I have an email in my inbox from my mom informing me that my dad used to have coffee with Wade Wilson. Apparently, Wade used to show up at the Rockwall Dairy Queen on occasion to have coffee with the good old boys. It’s not surprising. By all accounts, Wade Wilson is a good guy.
His suspension came as quite a surprise. It is not often that a coach is suspended for five games for steroids. In fact, I didn’t even know there were league rules against a coach using steroids. But what is perhaps more disturbing are the number of Cowboy fans that want to get rid of him.
Personally, I can’t help but see the irony in the situation.
When you boil it all down, steroids are banned because they are unhealthy. Period. It isn’t an issue with ‘cheating’. After all, sports do not ban lifting weights, or taking vitamins. The fact that they improve physical performance doesn’t make it cheating, it is the fact that they are banned that makes it cheating, and they are banned because of the unhealthy side effects.
More to the point, they are banned because if one player takes them it could pressure other players to take them, and if all NFL players take them this would have a domino effect on college and high school players.
But, essentially, they are banned because they are unhealthy.
So, when you have a coach taking steroids because of a possible benefit to a condition (diabetes), there is some irony in the coach being suspended for his behavior.
After all, I don’t think players or other coaches are going to be pressured into taking steroids because a quarterbacks coach took them – he isn’t out there coaching the quarterbacks because of his physical dominance. Heck, if anything, coffee should be banned since staying awake at night could give a coach an edge!
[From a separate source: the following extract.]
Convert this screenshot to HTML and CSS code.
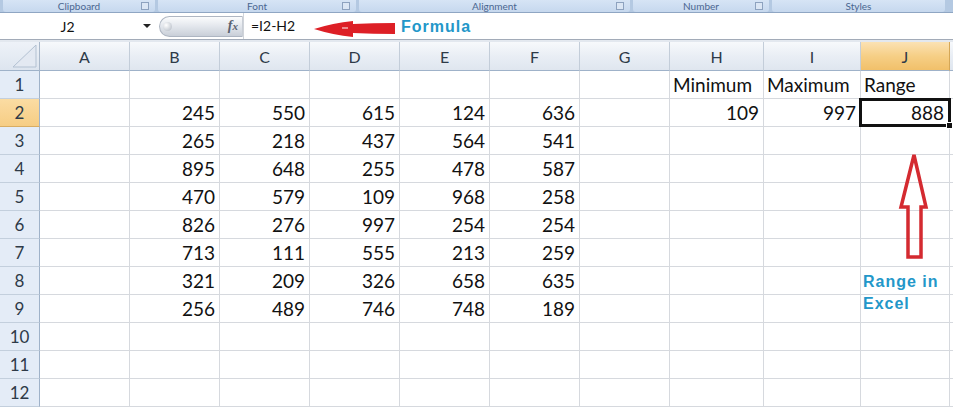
FILE: index.html
```html
<!DOCTYPE html>
<html>
<head>
<meta charset="utf-8">
<link rel="stylesheet" href="styles.css">
</head>
<body>
<div class="page">
  <div class="ribbon">
    <div class="grp g1">Clipboard<span class="launch"></span></div>
    <div class="grp g2">Font<span class="launch"></span></div>
    <div class="grp g3">Alignment<span class="launch"></span></div>
    <div class="grp g4">Number<span class="launch"></span></div>
    <div class="grp g5">Styles</div>
  </div>
  <div class="fbar">
    <div class="namebox"><span class="nbtext">J2</span><span class="drop"></span></div>
    <div class="pill"><span class="knob"></span><span class="fx">f<i>x</i></span></div>
    <div class="formula">=I2-H2</div>
    <svg class="redarrow" width="84" height="22" viewBox="0 0 84 22"><path d="M1 12 Q20 6 40 4 L40 7 Q60 6 82 6 L82 17 Q60 17 40 16 L40 20 Q20 18 1 12 Z" fill="#dd1f26"/><path d="M29 11 L35 11" stroke="#f2b3b3" stroke-width="1.5"/></svg>
    <div class="flabel">Formula</div>
  </div>
  <div class="band"></div>
  <div class="sheet">
    <div class="corner"><svg width="40" height="28" viewBox="0 0 40 28"><path d="M13 25 L36 25 L36 3 Z" fill="#e3e9f2" stroke="#b3c1d2" stroke-width="1"/></svg></div>
    <div class="ch">A</div><div class="ch">B</div><div class="ch">C</div><div class="ch">D</div><div class="ch">E</div><div class="ch">F</div><div class="ch">G</div><div class="ch">H</div><div class="ch">I</div><div class="ch sel">J</div><div class="ch"></div>

    <div class="rh">1</div><div class="c"></div><div class="c"></div><div class="c"></div><div class="c"></div><div class="c"></div><div class="c"></div><div class="c"></div><div class="c l">Minimum</div><div class="c l">Maximum</div><div class="c l">Range</div><div class="c"></div>

    <div class="rh sel">2</div><div class="c"></div><div class="c">245</div><div class="c">550</div><div class="c">615</div><div class="c">124</div><div class="c">636</div><div class="c"></div><div class="c">109</div><div class="c">997</div><div class="c active">888</div><div class="c"></div>

    <div class="rh">3</div><div class="c"></div><div class="c">265</div><div class="c">218</div><div class="c">437</div><div class="c">564</div><div class="c">541</div><div class="c"></div><div class="c"></div><div class="c"></div><div class="c"></div><div class="c"></div>

    <div class="rh">4</div><div class="c"></div><div class="c">895</div><div class="c">648</div><div class="c">255</div><div class="c">478</div><div class="c">587</div><div class="c"></div><div class="c"></div><div class="c"></div><div class="c"></div><div class="c"></div>

    <div class="rh">5</div><div class="c"></div><div class="c">470</div><div class="c">579</div><div class="c">109</div><div class="c">968</div><div class="c">258</div><div class="c"></div><div class="c"></div><div class="c"></div><div class="c"></div><div class="c"></div>

    <div class="rh">6</div><div class="c"></div><div class="c">826</div><div class="c">276</div><div class="c">997</div><div class="c">254</div><div class="c">254</div><div class="c"></div><div class="c"></div><div class="c"></div><div class="c"></div><div class="c"></div>

    <div class="rh">7</div><div class="c"></div><div class="c">713</div><div class="c">111</div><div class="c">555</div><div class="c">213</div><div class="c">259</div><div class="c"></div><div class="c"></div><div class="c"></div><div class="c"></div><div class="c"></div>

    <div class="rh">8</div><div class="c"></div><div class="c">321</div><div class="c">209</div><div class="c">326</div><div class="c">658</div><div class="c">635</div><div class="c"></div><div class="c"></div><div class="c"></div><div class="c"></div><div class="c"></div>

    <div class="rh">9</div><div class="c"></div><div class="c">256</div><div class="c">489</div><div class="c">746</div><div class="c">748</div><div class="c">189</div><div class="c"></div><div class="c"></div><div class="c"></div><div class="c"></div><div class="c"></div>

    <div class="rh">10</div><div class="c"></div><div class="c"></div><div class="c"></div><div class="c"></div><div class="c"></div><div class="c"></div><div class="c"></div><div class="c"></div><div class="c"></div><div class="c"></div><div class="c"></div>

    <div class="rh">11</div><div class="c"></div><div class="c"></div><div class="c"></div><div class="c"></div><div class="c"></div><div class="c"></div><div class="c"></div><div class="c"></div><div class="c"></div><div class="c"></div><div class="c"></div>

    <div class="rh">12</div><div class="c"></div><div class="c"></div><div class="c"></div><div class="c"></div><div class="c"></div><div class="c"></div><div class="c"></div><div class="c"></div><div class="c"></div><div class="c"></div><div class="c"></div>

    <svg class="uparrow" width="34" height="110" viewBox="0 0 34 110"><path d="M19 3 L6 55 L13 55 L13 105 L26 105 L26 55 L31 55 Z" fill="none" stroke="#d42a30" stroke-width="3.5" stroke-linejoin="miter"/></svg>
    <div class="note">Range in<br>Excel</div>
  </div>
</div>
</body>
</html>
```

FILE: styles.css
```css
html, body {
  margin: 0;
  padding: 0;
  background: #ffffff;
}
.page {
  width: 953px;
  height: 408px;
  overflow: hidden;
  position: relative;
  font-family: Lato, "Open Sans", sans-serif;
}
.ribbon {
  height: 12px;
  background: #b4c9e2;
  border-bottom: 1px solid #8fa6c3;
  display: flex;
  gap: 3px;
  padding-left: 3px;
}
.grp {
  position: relative;
  height: 12px;
  background: linear-gradient(#d6e4f5, #c6d8ee);
  border-radius: 0 0 3px 3px;
  color: #4a6690;
  font-size: 10px;
  line-height: 12px;
  text-align: center;
  font-family: Lato, sans-serif;
  box-sizing: border-box;
}
.g1 { width: 152px; }
.g2 { width: 198px; }
.g3 { width: 271px; }
.g4 { width: 136px; }
.g5 { width: 173px; }
.launch {
  position: absolute;
  right: 6px;
  top: 2px;
  width: 6px;
  height: 6px;
  border: 1px solid #8da2bf;
  background: #dbe6f4;
}
.fbar {
  height: 26px;
  display: flex;
  align-items: center;
  background: #fff;
  border-bottom: 1px solid #a2abb8;
}
.namebox {
  width: 155px;
  height: 26px;
  display: flex;
  align-items: center;
  position: relative;
  font-size: 14px;
  color: #111;
}
.nbtext {
  flex: 1;
  text-align: center;
  padding-left: 4px;
  padding-right: 12px;
}
.drop {
  width: 0;
  height: 0;
  border-left: 4px solid transparent;
  border-right: 4px solid transparent;
  border-top: 4px solid #222;
  margin-right: 4px;
}
.pill {
  width: 84px;
  height: 21px;
  margin-left: 4px;
  border-radius: 11px 0 0 11px;
  background: linear-gradient(#fbfcfd, #e2e6ec 50%, #c9cfd8);
  border: 1px solid #aeb6c2;
  border-right: 1px solid #c9ced6;
  box-sizing: border-box;
  display: flex;
  align-items: center;
  justify-content: space-between;
  padding: 0 4px 0 3px;
}
.knob {
  width: 9px;
  height: 9px;
  border-radius: 50%;
  background: radial-gradient(circle at 35% 35%, #ffffff, #aeb6c1);
}
.fx {
  font-family: "Liberation Serif", serif;
  font-style: italic;
  font-weight: bold;
  font-size: 14px;
  color: #5a6270;
}
.fx i { font-size: 11px; }
.formula {
  width: 62px;
  padding-left: 7px;
  font-size: 14px;
  color: #111;
  border-left: 1px solid #d0d4da;
  height: 26px;
  line-height: 26px;
}
.redarrow {
  margin-top: 3px;
}
.flabel {
  margin-left: 4px;
  font-family: "Liberation Sans", Arial, sans-serif;
  font-weight: bold;
  font-size: 16px;
  letter-spacing: 1px;
  color: #2397c9;
  margin-top: 1px;
}
.band {
  height: 2px;
  background: #e3e8ef;
}
.sheet {
  position: relative;
  display: grid;
  grid-template-columns: 40px repeat(7, 90px) 94px 97px 89px 1fr;
  grid-template-rows: 29px repeat(12, 28px);
}
.corner {
  background: linear-gradient(#eef2f8, #dde5ef);
  border-right: 1px solid #a9b8ca;
  border-bottom: 1px solid #9fb2c9;
  box-sizing: border-box;
}
.corner svg { display: block; }
.ch {
  background: linear-gradient(#f7f9fc, #e9eef5 50%, #dfe6ef);
  border-right: 1px solid #c3cdd9;
  border-bottom: 1px solid #9fb2c9;
  box-sizing: border-box;
  text-align: center;
  font-size: 16px;
  line-height: 29px;
  color: #2e3a48;
}
.ch.sel {
  background: linear-gradient(#fbe2b4, #f6cf86 50%, #f1c06a);
  border-right-color: #d5a756;
}
.rh {
  background: #e4ecf7;
  border-right: 1px solid #9fb2c9;
  border-bottom: 1px solid #c3cfdd;
  box-sizing: border-box;
  text-align: center;
  font-size: 17px;
  line-height: 28px;
  color: #2e3a48;
}
.rh.sel {
  background: linear-gradient(#fbdca3, #f6cd84);
  border-bottom-color: #d8ad63;
}
.c {
  border-right: 1px solid #d6d9de;
  border-bottom: 1px solid #d6d9de;
  box-sizing: border-box;
  text-align: right;
  padding: 0 4px;
  font-size: 19px;
  line-height: 27px;
  color: #111;
  white-space: nowrap;
  overflow: visible;
}
.c.l { text-align: left; padding-left: 3px; }
.c.active {
  position: relative;
  padding-right: 5px;
}
.c.active::after {
  content: "";
  position: absolute;
  left: -2px;
  top: -1px;
  right: -2px;
  bottom: -1px;
  border: 3px solid #111;
}
.c.active::before {
  content: "";
  position: absolute;
  right: -4px;
  bottom: -3px;
  width: 5px;
  height: 5px;
  background: #111;
  border: 1px solid #fff;
  z-index: 1;
}
.uparrow {
  position: absolute;
  left: 895px;
  top: 110px;
}
.note {
  position: absolute;
  left: 863px;
  top: 229px;
  font-family: "Liberation Sans", Arial, sans-serif;
  font-weight: bold;
  font-size: 16px;
  letter-spacing: 1px;
  line-height: 22px;
  color: #2397c9;
}
```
So, when you ban a substance because it is unhealthy, then suspend someone for taking it to improve their health, that’s irony.
Don’t get me wrong, I understand why he was suspended, and why he was suspended for one more game than a player would have been suspended. Wade Wilson is both an example and a sacrificial lamb. He’s an example to the league showing that coaches will be held to a higher standard, and he’s a sacrificial lamb to congress who is keeping a sharp eye on steroids in sports. The suspension is Roger Goodell’s way of saying, “Hey, look, we are doing something about it.”
Personally, I don’t like examples. I think they are irrelevant. If the system you have in place to curb a behavior (whether it be substance abuse, criminal behavior, whatever) works then it will work. Period. It doesn’t need an example. And, if it doesn’t work, then no amount of examples will make it work.
An example simply punishes one person more than he deserves in hopes of preventing future behavior of those that might make a similar mistake. It highlights the system that is in place. If the system works, it would work regardless, the example is a way of speeding up the process. But, is that fair to the person? After all, they are essentially taking the punishment of other people onto their shoulders. Not exactly what I would call fair.
Our judicial system is made up of a jury of one’s peers and a judge who oftentimes has the latitude to choose mild-to-severe punishments. It is designed this way because no amount of putting words on paper can account for every situation, and not every situation is the same. Justice is fitting the appropriate punishment to the action.
The five-game suspension of Wade Wilson was not just.
Should he be suspended? Sure. It is against the rules, and he broke the rules. But take into account that he was taking steroids to deal with a life debilitating condition. The road of diabetes leads to blindness, amputation, and death. I think most people would do what they could to fight it.
Certainly, punishing it seems about as silly as punishing a terminally ill cancer patient for smoking pot to ease their discomfort. But, unfortunately, that’s the type of silly society we live in.